Customers in the UK will switch brands if they do not receive regular updates on the status of delivered goods, it has been warned.
According to a global survey, 78 percent of consumers want to receive updates on the status of their orders when purchasing goods, and they won’t hesitate to switch brands if supply chain performance fails to meet their expectations.
The survey, conducted in February by YouGov and sponsored by Infor, a leading provider of industry-specific cloud applications, polled 6,285 consumers, including a nationally representative sample of consumers in France (1,016), Germany (2,105), the UK (2,035) and the United States (1,129).
Seventy-eight percent of consumers surveyed expect to receive updates on the status of their orders. Of that group, nearly half (49 percent) of consumers said Estimated Time of Arrival (ETA) information – and a further 29 percent saying real-time location information – is most important to know when waiting for a purchase to be delivered at home or to a pick-up location.
The survey showed that consumers will switch brands if supply chain performance doesn’t keep pace with their expectations. According to the survey, it can suggest that consumers are more likely to switch brands related to their day-to-day needs, including groceries (59 percent), household products (53 percent), fashion/footwear (40 percent), and health & beauty products (37 percent). However, even in product categories such as high-tech (35 percent), furniture (32 percent), and automotive (19 percent), consumers indicated that they would switch brands if supply chain performance faltered.
Infor had sponsored a similar YouGov survey in 2016, and Greg Kefer, Vice President of Marketing for the Infor GT Nexus Commerce Network, said:
In 2016, we asked similar questions and at that time, among millennials (18-34), fashion was rated number one. Now, we are seeing categories such as food and beverage and consumer products rank ahead of fashion, with high-tech not far behind. This is an indication that consumer expectations are on the rise across product categories.
In our business, supply chain visibility is frequently cited as a foundational element of innovation and transformation. Companies must be able to ‘see’ across the vastness of their global supply chains, so they can identify gaps and make improvements.”
However, GEODIS recently surveyed 623 supply chain executives and found that only six percent of companies believe they’ve achieved full supply chain visibility. In working with customers, Infor has found that for consumers, next-day or even same-day delivery of goods is becoming the expectation, versus the exception.
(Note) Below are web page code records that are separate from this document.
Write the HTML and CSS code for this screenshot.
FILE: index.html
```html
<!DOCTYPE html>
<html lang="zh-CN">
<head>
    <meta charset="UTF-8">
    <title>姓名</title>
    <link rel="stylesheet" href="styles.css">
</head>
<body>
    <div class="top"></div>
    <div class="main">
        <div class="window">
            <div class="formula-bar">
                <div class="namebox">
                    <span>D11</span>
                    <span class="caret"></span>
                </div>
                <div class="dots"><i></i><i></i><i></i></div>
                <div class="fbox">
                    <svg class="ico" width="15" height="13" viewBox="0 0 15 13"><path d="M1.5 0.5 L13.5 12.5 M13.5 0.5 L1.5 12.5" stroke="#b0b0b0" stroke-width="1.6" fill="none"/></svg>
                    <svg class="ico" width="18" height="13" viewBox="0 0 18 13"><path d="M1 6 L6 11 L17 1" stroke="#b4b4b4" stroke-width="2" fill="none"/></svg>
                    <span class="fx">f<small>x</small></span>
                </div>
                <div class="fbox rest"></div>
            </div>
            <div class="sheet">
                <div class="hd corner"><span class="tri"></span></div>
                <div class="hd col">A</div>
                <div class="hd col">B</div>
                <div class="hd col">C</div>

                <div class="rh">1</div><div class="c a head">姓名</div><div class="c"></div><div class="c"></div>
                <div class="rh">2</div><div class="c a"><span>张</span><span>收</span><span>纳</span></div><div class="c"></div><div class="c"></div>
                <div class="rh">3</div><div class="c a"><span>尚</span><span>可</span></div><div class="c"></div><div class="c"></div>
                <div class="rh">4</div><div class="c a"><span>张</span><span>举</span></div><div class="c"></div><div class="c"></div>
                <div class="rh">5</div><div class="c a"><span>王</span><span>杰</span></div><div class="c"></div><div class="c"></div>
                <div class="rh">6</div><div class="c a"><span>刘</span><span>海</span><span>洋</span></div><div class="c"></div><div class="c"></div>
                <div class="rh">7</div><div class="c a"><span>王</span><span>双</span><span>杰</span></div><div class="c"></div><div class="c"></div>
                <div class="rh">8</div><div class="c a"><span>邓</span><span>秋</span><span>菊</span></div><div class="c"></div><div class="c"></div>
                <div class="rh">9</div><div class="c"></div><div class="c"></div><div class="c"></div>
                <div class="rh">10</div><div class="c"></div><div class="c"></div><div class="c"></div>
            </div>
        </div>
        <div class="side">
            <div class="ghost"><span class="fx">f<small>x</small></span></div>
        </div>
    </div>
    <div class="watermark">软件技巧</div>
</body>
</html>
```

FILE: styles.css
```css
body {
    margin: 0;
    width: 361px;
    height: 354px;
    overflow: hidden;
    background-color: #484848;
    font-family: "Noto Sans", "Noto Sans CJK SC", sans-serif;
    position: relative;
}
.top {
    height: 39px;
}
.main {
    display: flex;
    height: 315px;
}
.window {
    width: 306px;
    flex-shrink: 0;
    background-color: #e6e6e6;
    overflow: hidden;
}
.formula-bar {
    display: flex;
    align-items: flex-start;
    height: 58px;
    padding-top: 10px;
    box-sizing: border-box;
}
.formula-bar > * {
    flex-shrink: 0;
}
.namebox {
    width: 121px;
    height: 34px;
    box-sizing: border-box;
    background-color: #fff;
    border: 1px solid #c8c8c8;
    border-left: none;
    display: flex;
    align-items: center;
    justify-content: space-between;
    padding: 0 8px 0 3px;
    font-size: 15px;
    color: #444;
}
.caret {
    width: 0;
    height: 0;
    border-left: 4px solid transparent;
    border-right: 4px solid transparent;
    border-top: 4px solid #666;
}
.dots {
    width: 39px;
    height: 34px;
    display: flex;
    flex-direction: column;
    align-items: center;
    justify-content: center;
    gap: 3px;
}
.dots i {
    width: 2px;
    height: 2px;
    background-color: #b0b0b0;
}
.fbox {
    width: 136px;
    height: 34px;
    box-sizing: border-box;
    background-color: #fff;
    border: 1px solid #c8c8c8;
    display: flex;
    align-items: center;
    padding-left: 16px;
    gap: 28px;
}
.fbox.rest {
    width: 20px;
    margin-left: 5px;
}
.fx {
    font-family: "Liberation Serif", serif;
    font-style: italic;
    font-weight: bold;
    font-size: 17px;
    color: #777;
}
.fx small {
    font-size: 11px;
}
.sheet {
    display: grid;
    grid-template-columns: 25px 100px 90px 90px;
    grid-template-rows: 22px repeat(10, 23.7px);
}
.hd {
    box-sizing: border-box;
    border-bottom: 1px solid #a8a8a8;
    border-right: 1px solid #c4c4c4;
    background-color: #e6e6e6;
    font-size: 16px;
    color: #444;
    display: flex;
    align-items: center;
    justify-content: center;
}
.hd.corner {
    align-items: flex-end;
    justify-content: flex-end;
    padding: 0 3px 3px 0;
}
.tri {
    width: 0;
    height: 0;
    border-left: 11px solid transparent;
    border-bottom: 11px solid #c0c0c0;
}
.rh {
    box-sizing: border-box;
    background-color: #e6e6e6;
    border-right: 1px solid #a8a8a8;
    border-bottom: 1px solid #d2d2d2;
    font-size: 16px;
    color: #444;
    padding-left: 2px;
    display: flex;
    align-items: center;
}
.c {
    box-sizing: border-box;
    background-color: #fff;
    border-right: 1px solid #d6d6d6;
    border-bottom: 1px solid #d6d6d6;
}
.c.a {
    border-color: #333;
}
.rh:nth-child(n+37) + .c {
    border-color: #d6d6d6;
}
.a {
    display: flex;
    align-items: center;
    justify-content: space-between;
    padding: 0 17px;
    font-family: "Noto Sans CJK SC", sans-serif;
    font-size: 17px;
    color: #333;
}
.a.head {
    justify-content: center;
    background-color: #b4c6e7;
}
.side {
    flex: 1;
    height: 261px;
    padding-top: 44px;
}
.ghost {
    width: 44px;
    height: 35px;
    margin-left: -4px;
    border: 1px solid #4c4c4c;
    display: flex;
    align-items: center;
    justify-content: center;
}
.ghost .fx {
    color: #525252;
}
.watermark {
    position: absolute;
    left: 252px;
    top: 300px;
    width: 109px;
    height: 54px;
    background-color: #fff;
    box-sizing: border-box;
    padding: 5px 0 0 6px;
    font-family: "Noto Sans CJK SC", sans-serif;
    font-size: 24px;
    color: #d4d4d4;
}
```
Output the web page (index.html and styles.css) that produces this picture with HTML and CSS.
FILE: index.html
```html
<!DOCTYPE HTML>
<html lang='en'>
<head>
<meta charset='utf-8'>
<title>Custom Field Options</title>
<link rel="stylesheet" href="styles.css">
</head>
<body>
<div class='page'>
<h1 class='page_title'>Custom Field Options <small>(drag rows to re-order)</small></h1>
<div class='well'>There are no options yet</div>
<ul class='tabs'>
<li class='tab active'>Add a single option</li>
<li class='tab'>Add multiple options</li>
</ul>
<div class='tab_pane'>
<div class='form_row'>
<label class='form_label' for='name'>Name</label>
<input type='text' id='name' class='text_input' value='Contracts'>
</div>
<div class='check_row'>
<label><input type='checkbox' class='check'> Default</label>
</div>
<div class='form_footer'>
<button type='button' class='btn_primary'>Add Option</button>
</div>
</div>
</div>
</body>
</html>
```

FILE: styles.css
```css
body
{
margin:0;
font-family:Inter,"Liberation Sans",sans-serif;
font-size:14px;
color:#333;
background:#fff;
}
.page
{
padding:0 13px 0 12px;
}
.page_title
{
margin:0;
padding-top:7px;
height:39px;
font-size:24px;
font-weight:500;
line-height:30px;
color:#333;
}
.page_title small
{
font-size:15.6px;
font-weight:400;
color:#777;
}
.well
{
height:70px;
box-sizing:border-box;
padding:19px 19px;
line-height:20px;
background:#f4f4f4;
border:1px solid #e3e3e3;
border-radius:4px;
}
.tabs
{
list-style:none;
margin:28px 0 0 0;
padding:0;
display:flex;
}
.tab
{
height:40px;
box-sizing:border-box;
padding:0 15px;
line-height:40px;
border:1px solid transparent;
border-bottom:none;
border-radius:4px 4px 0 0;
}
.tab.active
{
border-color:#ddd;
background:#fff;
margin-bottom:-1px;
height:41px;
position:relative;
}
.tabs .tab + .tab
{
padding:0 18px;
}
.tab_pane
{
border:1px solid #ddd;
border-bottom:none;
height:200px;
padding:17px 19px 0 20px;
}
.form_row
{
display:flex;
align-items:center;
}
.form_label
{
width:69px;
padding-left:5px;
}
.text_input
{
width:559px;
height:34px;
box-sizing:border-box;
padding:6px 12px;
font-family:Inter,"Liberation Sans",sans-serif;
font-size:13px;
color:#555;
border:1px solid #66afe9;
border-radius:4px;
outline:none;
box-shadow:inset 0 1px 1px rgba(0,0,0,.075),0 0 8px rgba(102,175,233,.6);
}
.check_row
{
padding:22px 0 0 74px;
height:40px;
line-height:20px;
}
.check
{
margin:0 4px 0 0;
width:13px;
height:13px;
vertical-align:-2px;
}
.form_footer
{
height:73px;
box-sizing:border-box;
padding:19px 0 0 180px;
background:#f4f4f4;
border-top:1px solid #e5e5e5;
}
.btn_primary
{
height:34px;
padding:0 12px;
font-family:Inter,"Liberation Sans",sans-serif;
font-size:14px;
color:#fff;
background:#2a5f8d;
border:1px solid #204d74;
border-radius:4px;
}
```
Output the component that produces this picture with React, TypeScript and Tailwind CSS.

And, as the YouGov survey suggests, this expectation goes beyond e-commerce/retail into other industries.
Consumers can now get very granular information about product status and location, and they increasingly are associating supply chain performance with brand preference,” Mr Kefer added.
In fact, the YouGov survey revealed that nearly half (48 percent) of consumers said they know what the “supply chain” is. Awareness of the supply chain was particularly high in the UK (77 percent) and the United States (58 percent) – markets typically characterised by retail/service-centric economies.
Ultimately, companies that sell to other businesses also must face the reality that their customers also are consumers, who see first-hand supply chain innovation (or lack thereof) when shopping online or on their mobile devices.
Consumers now expect a supply chain visibility solution as part of the brand experience.